Abdelilah Benkirane, Chef du gouvernement, faisant son discours au World Islamic Economic Forum (WIEF).

Naissance institutionnelle de la Finance Islamique 

C’est l’organisation de la Conférence Islamique (OCI) à travers sa principale structure financière : la Banque Islamique de Développement, qui sont à l’origine du lancement de ce système très centralisé, depuis ses débuts au niveau des pays du Golf. La première banque islamique a vu le jour, en 1975, à Dubaï. En 2001, l’OCI a décidé de l’installation à Bahreïn du siège de l’Islamic International Financial Market (IIFM). Ce Sultanat abrite également le siège de l’Accounting and Auditing Organisation for Islamic Financial Institutions (AAOIFI), association privée à laquelle adhèrent la plupart des banques islamiques du monde. Sa principale vocation est de déterminer les règles de fixation des ratios de solvabilité des institutions financières opérant dans cette industrie. Concomitamment, la Malaisie se positionnait pour prendre le leadership. En Juin 2002, c’est ce pays qui créa, pour la première fois un nouveau produit « Ijara Sukuk » qui était la première obligation souveraine islamique internationale et avait également la caractéristique d’être échangeable sur le marché secondaire. Depuis, la Malaisie est devenue pionnière dans le domaine de l’économie «chariâa compatible ». C’est elle qui a accueilli l’édition inaugurale du WIEF qui a eu lieu à Kuala Lumpur en 2005. Les bureaux de l’International Islamic Liquidity Management Corporation, une institution créée en 2010 pour développer des instruments financiers de court terme et accroître les investissements islamiques, sont également basés en Malaisie.
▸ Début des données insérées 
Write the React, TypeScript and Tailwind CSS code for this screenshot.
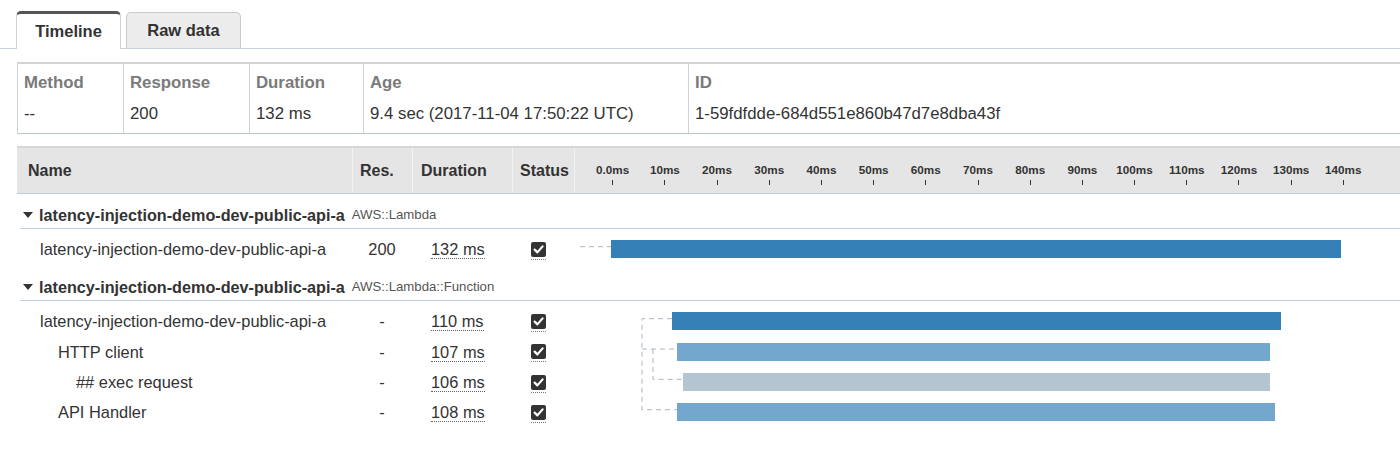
import React from 'react';

/* ─── Trace data ─────────────────────────────────────────────────────────── */
const ROW_H = 30.33;
const rowY = (i: number) => 17.7 + ROW_H * i;

const BAR = {
  dark: 'bg-[#3680b8]',
  mid: 'bg-[#73a7cd]',
  light: 'bg-[#b3c5d1]',
};

const INDENT = ['pl-[23px]', 'pl-[41px]', 'pl-[59px]'];

type Row = {
  name: string;
  depth: number;
  res: string;
  dur: string;
  left: number;
  width: number;
  bar: string;
};

type Group = { name: string; type: string; rows: Row[]; links: string[] };

const FN = 'latency-injection-demo-dev-public-api-a';

const groups: Group[] = [
  {
    name: FN,
    type: 'AWS::Lambda',
    rows: [{ name: FN, depth: 0, res: '200', dur: '132 ms', left: 37, width: 730, bar: BAR.dark }],
    links: [`M6 ${rowY(0)} H37`],
  },
  {
    name: FN,
    type: 'AWS::Lambda::Function',
    rows: [
      { name: FN, depth: 0, res: '-', dur: '110 ms', left: 98, width: 609, bar: BAR.dark },
      { name: 'HTTP client', depth: 1, res: '-', dur: '107 ms', left: 103, width: 593, bar: BAR.mid },
      { name: '## exec request', depth: 2, res: '-', dur: '106 ms', left: 109, width: 587, bar: BAR.light },
      { name: 'API Handler', depth: 1, res: '-', dur: '108 ms', left: 103, width: 598, bar: BAR.mid },
    ],
    links: [
      `M98 ${rowY(0)} H68 V${rowY(3)} H103`,
      `M68 ${rowY(1)} H103`,
      `M79 ${rowY(1)} V${rowY(2)} H109`,
    ],
  },
];

const ticks = Array.from({ length: 15 }, (_, i) => (i === 0 ? '0.0ms' : `${i * 10}ms`));

const summary = [
  { label: 'Method', value: '--', w: 'w-[106px]' },
  { label: 'Response', value: '200', w: 'w-[126px]' },
  { label: 'Duration', value: '132 ms', w: 'w-[114px]' },
  { label: 'Age', value: '9.4 sec (2017-11-04 17:50:22 UTC)', w: 'w-[325px]' },
  { label: 'ID', value: '1-59fdfdde-684d551e860b47d7e8dba43f', w: 'flex-1' },
];

/* ─── Bits ───────────────────────────────────────────────────────────────── */
function CheckBox() {
  return (
    <span className="inline-flex mt-[3px] pb-[2px] border-b border-dotted border-[#777]">
      <svg width="15" height="15" viewBox="0 0 15 15" aria-hidden="true">
        <rect x="0" y="0" width="15" height="15" rx="2" fill="#333" />
        <path d="M3.6 7.6 L6.4 10.4 L11.6 4.4" fill="none" stroke="#fff" strokeWidth="2.2" strokeLinecap="round" strokeLinejoin="round" />
      </svg>
    </span>
  );
}

function TraceRow({ row }: { row: Row }) {
  return (
    <div className="flex items-center h-[30.33px] text-[16.4px] text-[#333]">
      <div className={`w-[335px] whitespace-nowrap ${INDENT[row.depth]}`}>{row.name}</div>
      <div className="w-[60px] text-center">{row.res}</div>
      <div className="w-[100px] pl-[19px]">
        <span className="inline-block leading-[18px] border-b border-dotted border-[#666]">{row.dur}</span>
      </div>
      <div className="w-[62px] pl-[19px] flex items-center">
        <CheckBox />
      </div>
      <div className="flex-1 flex items-center">
        <div className={`h-[18px] ${row.bar}`} style={{ marginLeft: row.left, width: row.width }} />
      </div>
    </div>
  );
}

function TraceGroup({ group }: { group: Group }) {
  return (
    <div>
      <div className="ml-[3px] flex items-center pt-[11px] pb-[3px] border-b border-[#c5d1da]">
        <span className="ml-[3px] w-0 h-0 border-x-[5px] border-x-transparent border-t-[6px] border-t-[#333]" />
        <span className="ml-[6px] leading-[20px] text-[16.2px] font-bold text-[#333] whitespace-nowrap">{group.name}</span>
        <span className="ml-[7px] text-[13.2px] text-[#555] whitespace-nowrap">{group.type}</span>
      </div>
      <div className="relative pt-[5px] pb-[2px]">
        {group.rows.map((r, i) => (
          <TraceRow key={i} row={r} />
        ))}
        <svg className="absolute left-[557px] top-0 pointer-events-none" width="130" height="100%" overflow="visible" aria-hidden="true">
          {group.links.map((d, i) => (
            <path key={i} d={d} fill="none" stroke="#aab6c0" strokeWidth="1" strokeDasharray="5 4" />
          ))}
        </svg>
      </div>
    </div>
  );
}

/* ─── Page ───────────────────────────────────────────────────────────────── */
export default function App() {
  return (
    <div className="w-[1400px] h-[457px] overflow-hidden bg-white pt-[11px] font-['Liberation_Sans',Arial,sans-serif] text-[#333]">
      {/* tabs */}
      <div className="flex items-end gap-[5px] pl-[16px] h-[38px] border-b border-[#c8d2da]">
        <div className="relative z-10 -mb-px h-[38px] w-[105px] flex items-center justify-center bg-white border-x border-[#cfcfcf] border-t-[3px] border-t-[#555] rounded-t-[5px] text-[16.5px] font-bold">
          Timeline
        </div>
        <div className="h-[36px] w-[115px] flex items-center justify-center bg-[#ececec] border-x border-t border-[#cacaca] rounded-t-[5px] text-[16.5px] font-bold">
          Raw data
        </div>
      </div>

      {/* summary */}
      <div className="mt-[13px] ml-[17px] w-[1400px] flex border-l border-[#c9d3da] border-t-2 border-t-[#d3d3d3] border-b border-b-[#b9c6d0]">
        {summary.map((c) => (
          <div key={c.label} className={`${c.w} pl-[6px] pt-[9px] pb-[9px] border-r border-[#c9d3da] text-[16.8px] leading-[20px] whitespace-nowrap`}>
            <div className="font-bold text-[#7a7a7a]">{c.label}</div>
            <div className="mt-[11px] text-[#333]">{c.value}</div>
          </div>
        ))}
      </div>

      {/* timeline table */}
      <div className="mt-[12px] ml-[17px] w-[1400px]">
        <div className="flex h-[48px] bg-[#e5e5e5] border-t-2 border-[#d6d6d6] border-b border-b-[#bfcbd4] text-[16px] font-bold text-[#333]">
          <div className="w-[335px] pl-[11px] flex items-center">Name</div>
          <div className="w-[60px] pl-[7px] flex items-center border-l border-[#f3f3f3]">Res.</div>
          <div className="w-[100px] pl-[8px] flex items-center border-l border-[#f3f3f3]">Duration</div>
          <div className="w-[62px] pl-[7px] flex items-center border-l border-[#f3f3f3]">Status</div>
          <div className="flex-1 flex pl-[11.6px] border-l border-[#f3f3f3]">
            {ticks.map((t) => (
              <div key={t} className="w-[52.2px] shrink-0 flex flex-col items-center pt-[15px]">
                <span className="text-[11.7px] leading-[14px] font-bold whitespace-nowrap">{t}</span>
                <span className="mt-[3px] w-px h-[5px] bg-[#333]" />
              </div>
            ))}
          </div>
        </div>

        {groups.map((g, i) => (
          <TraceGroup key={i} group={g} />
        ))}
      </div>
    </div>
  );
}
Mais surtout, la Malaisie a été choisie en 2002 pour héberger le siège de l’Islamic Financial Services Board qui est l’organisme international officiel de supervision des organismes financiers islamiques.

Et le Maroc ?

Si le PJD a fait de la création de banques islamiques l’une de ses priorités, au niveau financier, puisque, M. Nizar Baraka, ex. Ministre de l’Economie et des Finances, avait annoncé, pour octobre 2013 les premières autorisations de ce genre d’institutions au Maroc, à ce jour, le texte de loi les concernant n’a pas encore vu le jour et c’est ce cadre législatif et réglementaire spécifique qu’il faudrait instituer pour développer la finance islamique, surtout que nous sommes en face d’un marché porteur. En témoignent les résultats de l’étude entreprise, en Juin 2012 par le cabinet Français IFAAS (Islamic Finance Advisory and Assurance) pour les banques de l’intérêt de la population marocaine pour les produits financiers islamiques. Résultat: 94% de Marocains sont favorables à l’idée d’épargner leurs avoirs dans les banques islamiques.